Home from my PET scan (worst IV insertion ever today with blood literally dripping all over my arm, soaked through dressings, etc). I was incredibly anxious (and hungry, stupid fasting) but felt a little more calm after I took an Ativan and settled in (while the radioactive isotope dripped into my vein) with the latest People magazine (confession: there is something somewhat soothing about reading about the trainwrecks of celebrities’ lives). I did my usual and dozed on and off throughout the 45 minutes it took once in the radiology room (the CT is quick, but the PET takes a while; so long, in fact, that there are moments of terror: “Have they forgotten about me? Left me here, in this tube, all by myself?”).

My oncologist’s assistant called me within minutes of my return home. “The doctor will go over it with you in greater detail tomorrow,” (my appointment) “but he wanted you to know that it all looked good. It’s good.”

Me, stupidly, “It’s good?”

With great care and patience, the assistant replied, “Yes, it’s good.”
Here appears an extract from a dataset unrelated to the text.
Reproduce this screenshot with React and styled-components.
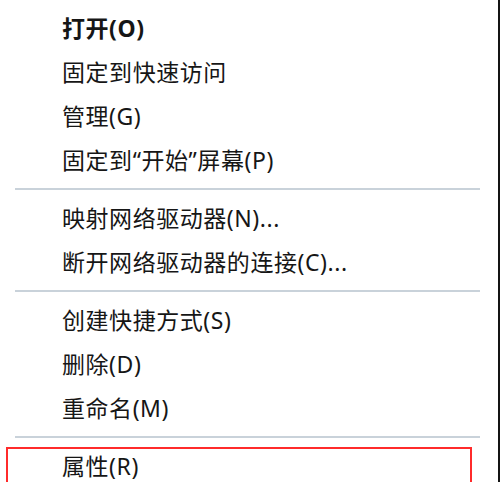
import React from "react";
import styled, { createGlobalStyle, css } from "styled-components";

const GlobalStyle = createGlobalStyle`
  html, body {
    margin: 0;
    padding: 0;
    background: #fff;
  }
`;

const Menu = styled.ul`
  list-style: none;
  margin: 0;
  padding: 6px 0 0;
  width: 500px;
  height: 482px;
  box-sizing: border-box;
  overflow: hidden;
  border-right: 2px solid #141414;
  background: #fff;
  font-family: "Noto Sans", "Noto Sans CJK SC", sans-serif;
  color: #161616;
`;

const Item = styled.li`
  position: relative;
  display: flex;
  align-items: center;
  height: 44px;
  padding-left: 62px;
  font-size: 23px;
  line-height: 1;
  letter-spacing: 0.55px;
  font-weight: ${(p) => (p.$bold ? 700 : 400)};
  white-space: nowrap;

  ${(p) =>
    p.$marked &&
    css`
      &::after {
        content: "";
        position: absolute;
        left: 6px;
        top: 3px;
        width: 466px;
        height: 50px;
        border: 2px solid #ff2b2b;
        box-sizing: border-box;
      }
    `}
`;

const Separator = styled.li`
  height: 2px;
  width: 465px;
  margin: 6px 0 6px 15px;
  background: #c9d2da;
`;

const groups = [
  [
    { label: "打开(O)", bold: true },
    { label: "固定到快速访问" },
    { label: "管理(G)" },
    { label: "固定到“开始”屏幕(P)" },
  ],
  [{ label: "映射网络驱动器(N)..." }, { label: "断开网络驱动器的连接(C)..." }],
  [{ label: "创建快捷方式(S)" }, { label: "删除(D)" }, { label: "重命名(M)" }],
  [{ label: "属性(R)", marked: true }],
];

export default function App() {
  return (
    <>
      <GlobalStyle />
      <Menu>
        {groups.map((group, gi) => (
          <React.Fragment key={gi}>
            {gi > 0 && <Separator />}
            {group.map((it) => (
              <Item key={it.label} $bold={it.bold} $marked={it.marked}>
                {it.label}
              </Item>
            ))}
          </React.Fragment>
        ))}
      </Menu>
    </>
  );
}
“Whoa,” I said. “That’s good. Ok. Ok. Thank you. Goodbye.”

Click.

I have to steady my hand a bit on the wall. Can it be true? Of course I spin elaborate scenarios of confused results, doctors not wanting to scare me but wanting to break the news slowly and gently in person on the morrow. No. No. It’s good. It’s okay. We’ll hear the details tomorrow, but for now: it’s good.

I’m breaking out the champagne. Why the hell not? Good news is good news. Life is worth celebrating.